= Data segment =
╔══

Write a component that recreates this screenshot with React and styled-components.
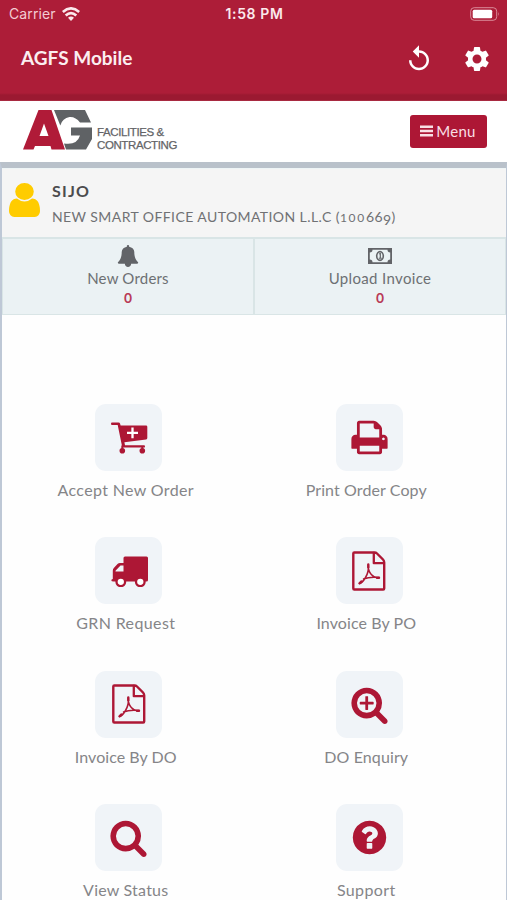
import React from "react"
import styled, { createGlobalStyle } from "styled-components"
import { MdReplay, MdSettings } from "react-icons/md"

const GlobalStyle = createGlobalStyle`
    * {
        box-sizing: border-box;
    }
    body {
        margin: 0;
        background: #fefefe;
        overflow: hidden;
        font-family: "Lato", "Open Sans", sans-serif;
    }
`;

const Screen = styled.div`
    width: 507px;
    height: 900px;
    overflow: hidden;
    display: flex;
    flex-direction: column;
    background: #fefefe;
`;

const StatusBar = styled.div`
    height: 28px;
    flex: none;
    display: grid;
    grid-template-columns: 1fr auto 1fr;
    align-items: center;
    padding: 0 7px 1px 9px;
    background: #ad1d38;
    color: #fbe9ec;
    font-family: "Inter", sans-serif;
    font-size: 14px;
`;

const Carrier = styled.div`
    display: flex;
    align-items: center;
    gap: 6px;
    color: #f3ccd3;
    letter-spacing: 0.1px;
`;

const Clock = styled.div`
    font-size: 14px;
    font-weight: 600;
    letter-spacing: 0.6px;
`;

const BatteryIcon = styled.svg`
    justify-self: end;
    display: block;
`;

const AppBar = styled.div`
    height: 73px;
    flex: none;
    display: flex;
    align-items: center;
    padding: 0 15px 14px 21px;
    background: linear-gradient(#ad1d38 0 65px, #9b1931 67px 72px, #b53a50 73px);
    color: white;
`;

const AppTitle = styled.h1`
    flex: 1;
    margin: 0;
    font-size: 19px;
    font-weight: 700;
    color: #fbeef0;
`;

const BarActions = styled.div`
    display: flex;
    align-items: center;
    gap: 28px;
    padding-top: 2px;
`;

const Header = styled.header`
    height: 61px;
    flex: none;
    display: flex;
    align-items: center;
    justify-content: space-between;
    padding: 0 20px 0 23px;
    background: white;
`;

const Brand = styled.div`
    display: flex;
    align-items: flex-end;
    gap: 5px;
    padding-bottom: 3px;
`;

const BrandText = styled.div`
    margin-bottom: -2px;
    font-family: "Liberation Sans", sans-serif;
    font-size: 11.5px;
    line-height: 13px;
    letter-spacing: -0.4px;
    color: #636467;
    -webkit-text-stroke: 0.25px #636467;
`;

const MenuButton = styled.button`
    display: flex;
    align-items: center;
    justify-content: center;
    gap: 3px;
    width: 77px;
    height: 33px;
    padding: 0 1px 1px 0;
    border: 0;
    border-radius: 3px;
    background: #ad1735;
    color: #f9dfe4;
    font-family: inherit;
    font-size: 15px;
    letter-spacing: 0.3px;
`;

const Page = styled.main`
    flex: 1;
    min-height: 0;
    border: solid #bec8d6;
    border-width: 6px 1px 0 2px;
    border-top-color: #b9c1ca;
    background: #fefefe;
`;

const UserCard = styled.section`
    display: flex;
    gap: 12px;
    height: 69px;
    padding: 13px 8px 0 7px;
    background: #f5f5f5;
    border-top: 1px solid #eef5f6;
`;

const UserIcon = styled.svg`
    display: block;
    flex: none;
    margin-top: 1px;
    fill: #ffcc00;
`;

const UserName = styled.div`
    font-size: 16px;
    line-height: 18px;
    font-weight: 700;
    letter-spacing: 1.2px;
    color: #4c4c4e;
`;

const Company = styled.div`
    margin-top: 8px;
    font-size: 14px;
    line-height: 18px;
    letter-spacing: 0.42px;
    white-space: nowrap;
    color: #707174;
`;

// old-style figures: 0 and 1 at x-height, 9 hanging under the baseline
const LowFigures = styled.span`
    font-size: 12px;
    letter-spacing: 1.7px;
`;

const HangingFigure = styled.span`
    display: inline-block;
    line-height: 1;
    vertical-align: -3px;
`;

const Counters = styled.section`
    display: grid;
    grid-template-columns: 1fr 1fr;
    height: 78px;
    margin-bottom: 89px;
`;

const Counter = styled.div`
    display: flex;
    flex-direction: column;
    align-items: center;
    padding-top: 5px;
    background: #ebf2f4;
    border: 1px solid #d9e5e6;
    border-top-width: 2px;
    color: #626468;
`;

const CounterIcon = styled.div`
    display: flex;
    align-items: center;
    height: 24px;
`;

const CounterLabel = styled.div`
    font-size: 15px;
    line-height: 20px;
    letter-spacing: ${props => props.$spacing}px;
    color: #6d7073;
`;

const CounterValue = styled.div`
    font-family: "Inter", sans-serif;
    font-size: 13px;
    line-height: 20px;
    font-weight: 600;
    color: #b93a57;
`;

const Tiles = styled.section`
    display: grid;
    grid-template-columns: 240.5px 240.5px;
    grid-auto-rows: 133.3px;
    padding-left: 3.5px;
`;

const Tile = styled.div`
    display: flex;
    flex-direction: column;
    align-items: center;
`;

const TileIcon = styled.div`
    display: flex;
    align-items: center;
    justify-content: center;
    width: 67px;
    height: 67px;
    margin-left: 5.5px;
    border-radius: 11px;
    background: #f0f4f8;
    color: #ad1735;
`;

const TileLabel = styled.div`
    margin-top: 8px;
    font-size: 16px;
    line-height: 22px;
    letter-spacing: ${props => props.$spacing}px;
    white-space: nowrap;
    color: #858588;
`;

const Svg = styled.svg`
    display: block;
    flex: none;
    fill: currentColor;
`;

const Glyph = ({ size, d }) => (
    <Svg width={size} height={size} viewBox="0 0 1792 1792">
        <path d={d} />
    </Svg>
)

const userPath = "M1536 1399q0 109-62.5 187t-150.5 78h-854q-88 0-150.5-78t-62.5-187q0-85 8.5-160.5t31.5-152 58.5-131 94-89 134.5-34.5q131 128 313 128t313-128q76 0 134.5 34.5t94 89 58.5 131 31.5 152 8.5 160.5zm-256-887q0 159-112.5 271.5t-271.5 112.5-271.5-112.5-112.5-271.5 112.5-271.5 271.5-112.5 271.5 112.5 112.5 271.5z"
const bellPath = "M1728 1408q0 52-38 90t-90 38h-448q0 106-75 181t-181 75-181-75-75-181h-448q-52 0-90-38t-38-90q50-42 91-88t85-119.5 74.5-158.5 50-206 19.5-260q0-152 117-282.5t307-158.5q-8-19-8-39 0-40 28-68t68-28 68 28 28 68q0 20-8 39 190 28 307 158.5t117 282.5q0 139 19.5 260t50 206 74.5 158.5 85 119.5 91 88z"
const printPath = "M448 1536h896v-256h-896v256zm0-640h896v-384h-160q-40 0-68-28t-28-68v-160h-640v640zm1152 64q0-26-19-45t-45-19-45 19-19 45 19 45 45 19 45-19 19-45zm128 0v416q0 13-9.5 22.5t-22.5 9.5h-224v160q0 40-28 68t-68 28h-960q-40 0-68-28t-28-68v-160h-224q-13 0-22.5-9.5t-9.5-22.5v-416q0-79 56.5-135.5t135.5-56.5h64v-544q0-40 28-68t68-28h672q40 0 88 20t76 48l152 152q28 28 48 76t20 88v256h64q79 0 135.5 56.5t56.5 135.5z"
const searchPath = "M1216 832q0-185-131.5-316.5t-316.5-131.5-316.5 131.5-131.5 316.5 131.5 316.5 316.5 131.5 316.5-131.5 131.5-316.5zm512 832q0 52-38 90t-90 38q-54 0-90-38l-343-342q-179 124-399 124-143 0-273.5-55.5t-225-150-150-225-55.5-273.5 55.5-273.5 150-225 225-150 273.5-55.5 273.5 55.5 225 150 150 225 55.5 273.5q0 220-124 399l343 343q37 37 37 90z"
const plusPath = "M1088 800v64q0 13-9.5 22.5t-22.5 9.5h-224v224q0 13-9.5 22.5t-22.5 9.5h-64q-13 0-22.5-9.5t-9.5-22.5v-224h-224q-13 0-22.5-9.5t-9.5-22.5v-64q0-13 9.5-22.5t22.5-9.5h224v-224q0-13 9.5-22.5t22.5-9.5h64q13 0 22.5 9.5t9.5 22.5v224h224q13 0 22.5 9.5t9.5 22.5z"
const questionPath = "M1024 1376v-192q0-14-9-23t-23-9h-192q-14 0-23 9t-9 23v192q0 14 9 23t23 9h192q14 0 23-9t9-23zm256-672q0-88-55.5-163t-138.5-116-170-41q-243 0-371 213-15 24 8 42l132 100q7 6 19 6 16 0 25-12 53-68 86-92 34-24 86-24 48 0 85.5 26t37.5 59q0 38-20 61t-68 45q-63 28-115.5 86.5t-52.5 125.5v36q0 14 9 23t23 9h192q14 0 23-9t9-23q0-19 21.5-49.5t54.5-49.5q32-18 49-28.5t46-35 44.5-48 28-60.5 12.5-81zm384 192q0 209-103 385.5t-279.5 279.5-385.5 103-385.5-103-279.5-279.5-103-385.5 103-385.5 279.5-279.5 385.5-103 385.5 103 279.5 279.5 103 385.5z"

const CartIcon = () => (
    <Svg width="38" height="34" viewBox="-1 -1.5 38 34">
        <path d="M1 0h6.5q1.300 0 1.600 1.300L9.600 3H35q1.300 0 1.300 1.300V15.500q0 1.200-1.200 1.500L13.400 19.800l.6 2.900h19q1 0 1 1.200t-1 1.200H12.300q-1 0-1.200-1L6.700 2.600H1Q0 2.600 0 1.300T1 0z" />
        <circle cx="11.300" cy="28.300" r="2.800" />
        <circle cx="31.300" cy="28.300" r="2.800" />
        <path d="M10.300 23h2v4h-2zM30.300 24h2v3h-2z" />
        <path d="M16 10.300h11M21.500 4.900v10.800" stroke="white" strokeWidth="2.300" />
    </Svg>
)

const TruckIcon = () => (
    <Svg width="40" height="32" viewBox="-2 -1.5 40 32">
        <path fillRule="evenodd" d="M14 0h21.500Q37 0 37 1.500V23.500q0 1.500-1.500 1.500H2.500Q.3 25 .3 23.800q0-1 1.500-1.300V14q0-1.500 1-2.600L6.500 7.500Q7.500 6.500 9 6.500h3.500v-5Q12.500 0 14 0zM9.500 9L4.500 14.200V15h8V9z" />
        <circle cx="9.800" cy="25.300" r="4.300" fill="white" stroke="currentColor" strokeWidth="2.300" />
        <circle cx="29.300" cy="25.300" r="4.300" fill="white" stroke="currentColor" strokeWidth="2.300" />
    </Svg>
)

const PdfIcon = () => (
    <Svg width="34" height="40" viewBox="0 0 34 40">
        <g fill="none" stroke="currentColor" strokeLinejoin="round" strokeLinecap="round">
            <path strokeWidth="2.400" d="M2.300 1.500H22.500Q24 1.500 25 2.500l6 6q1.200 1.200 1.200 3V37.500q0 1-1 1H2.300q-1 0-1-1V2.500q0-1 1-1z" />
            <path strokeWidth="2.300" d="M21.800 2v10.200h10" />
            <path strokeWidth="1.500" d="M16.300 14q.8 6.500-2.800 12.500-3.200 5.500-6 6M16.300 14q-.3 6 3 9.500 3.200 3.700 7.700 3.200M11.500 28q6-2.500 15.500-1.500" />
            <path strokeWidth="2.400" d="M16.300 13.500v3M7.500 32.300l2-1.800M25 26.700h2" />
        </g>
    </Svg>
)

const MoneyIcon = () => (
    <Svg width="24" height="16" viewBox="0 0 24 16">
        <path fillRule="evenodd" d="M0 0h24v16H0zM4.500 1.800Q4.500 4.500 1.800 4.500v7q2.700 0 2.700 2.700h15q0-2.700 2.700-2.700v-7q-2.700 0-2.700-2.700z" />
        <ellipse cx="12" cy="8" rx="3.300" ry="4.400" fill="none" stroke="currentColor" strokeWidth="1.600" />
        <path d="M10.700 6l1-1h1.200v4.800h1v1h-3.200v-1h1V6.500z" />
    </Svg>
)

const BrandMark = () => (
    <Svg width="69" height="40" viewBox="0 0 69 40">
        <path fill="#5f6265" d="M31 0H62L68 12.500H57Q52.500 6.500 46.500 7Q39.500 8 37.300 15.500z" />
        <path fill="#5f6265" d="M48 17.500H69V29L63 39.500H43L41 33.500Q54 35.500 57 25.500H48z" />
        <path fill="#b01b38" fillRule="evenodd" d="M15.500 0H28.500L42 39.500H28.500L27.500 36H12L10.500 39.500H0zM21 13.500L16.500 26H25.500z" />
    </Svg>
)

const BarsIcon = () => (
    <Svg width="13" height="12" viewBox="0 0 13 12">
        <path d="M0 .5h13V3H0zM0 4.800h13v2.400H0zM0 9h13v2.500H0z" />
    </Svg>
)

const WifiIcon = () => (
    <Svg width="18" height="14" viewBox="0 0 18 14">
        <g fill="none" stroke="#fbe9ec" strokeWidth="2.700">
            <path d="M.8 5Q9-2.200 17.200 5" />
            <path d="M3.700 8.400Q9 3.700 14.300 8.400" />
        </g>
        <path fill="#fbe9ec" d="M6 10.700q3-2.500 6 0L9 13.900z" />
    </Svg>
)

const tiles = [
    { label: "Accept New Order", spacing: 0.35, icon: <CartIcon /> },
    { label: "Print Order Copy", spacing: 0.1, icon: <Glyph size={39} d={printPath} /> },
    { label: "GRN Request", spacing: 0.38, icon: <TruckIcon /> },
    { label: "Invoice By PO", spacing: 0.08, icon: <PdfIcon /> },
    { label: "Invoice By DO", spacing: 0.05, icon: <PdfIcon /> },
    { label: "DO Enquiry", spacing: 0.1, icon: <Glyph size={39} d={searchPath + plusPath} /> },
    { label: "View Status", spacing: 0.22, icon: <Glyph size={39} d={searchPath} /> },
    { label: "Support", spacing: 0.38, icon: <Glyph size={39} d={questionPath} /> },
]

const App = () => {

    return(
        <Screen>
            <GlobalStyle />
            <StatusBar>
                <Carrier>Carrier <WifiIcon /></Carrier>
                <Clock>1:58 PM</Clock>
                <BatteryIcon width="30" height="14" viewBox="0 0 30 14">
                    <rect x=".7" y=".7" width="26" height="12.600" rx="3.500" fill="none" stroke="#d98a98" />
                    <rect x="2.700" y="2.700" width="19.500" height="8.600" rx="1.500" fill="white" />
                    <path d="M28 5q1.500 2 0 4z" fill="#d98a98" />
                </BatteryIcon>
            </StatusBar>
            <AppBar>
                <AppTitle>AGFS Mobile</AppTitle>
                <BarActions>
                    <MdReplay size={30} />
                    <MdSettings size={30} />
                </BarActions>
            </AppBar>
            <Header>
                <Brand>
                    <BrandMark />
                    <BrandText>FACILITIES &amp;<br />CONTRACTING</BrandText>
                </Brand>
                <MenuButton><BarsIcon /> Menu</MenuButton>
            </Header>
            <Page>
                <UserCard>
                    <UserIcon width="31" height="34" viewBox="256 128 1280 1536" preserveAspectRatio="none">
                        <path d={userPath} />
                    </UserIcon>
                    <div>
                        <UserName>SIJO</UserName>
                        <Company>
                            NEW SMART OFFICE AUTOMATION L.L.C (<LowFigures>100</LowFigures>66<HangingFigure>9</HangingFigure>)
                        </Company>
                    </div>
                </UserCard>
                <Counters>
                    <Counter>
                        <CounterIcon><Glyph size={22} d={bellPath} /></CounterIcon>
                        <CounterLabel $spacing={0.2}>New Orders</CounterLabel>
                        <CounterValue>0</CounterValue>
                    </Counter>
                    <Counter>
                        <CounterIcon><MoneyIcon /></CounterIcon>
                        <CounterLabel $spacing={0.35}>Upload Invoice</CounterLabel>
                        <CounterValue>0</CounterValue>
                    </Counter>
                </Counters>
                <Tiles>
                    {tiles.map(tile => (
                        <Tile key={tile.label}>
                            <TileIcon>{tile.icon}</TileIcon>
                            <TileLabel $spacing={tile.spacing}>{tile.label}</TileLabel>
                        </Tile>
                    ))}
                </Tiles>
            </Page>
        </Screen>
    )
}

export default App;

╚══

From the listing above, copy every line that holds the string "components".

= Exercise output =
Write a component that recreates this screenshot with React and styled-components.
import styled, { createGlobalStyle } from "styled-components"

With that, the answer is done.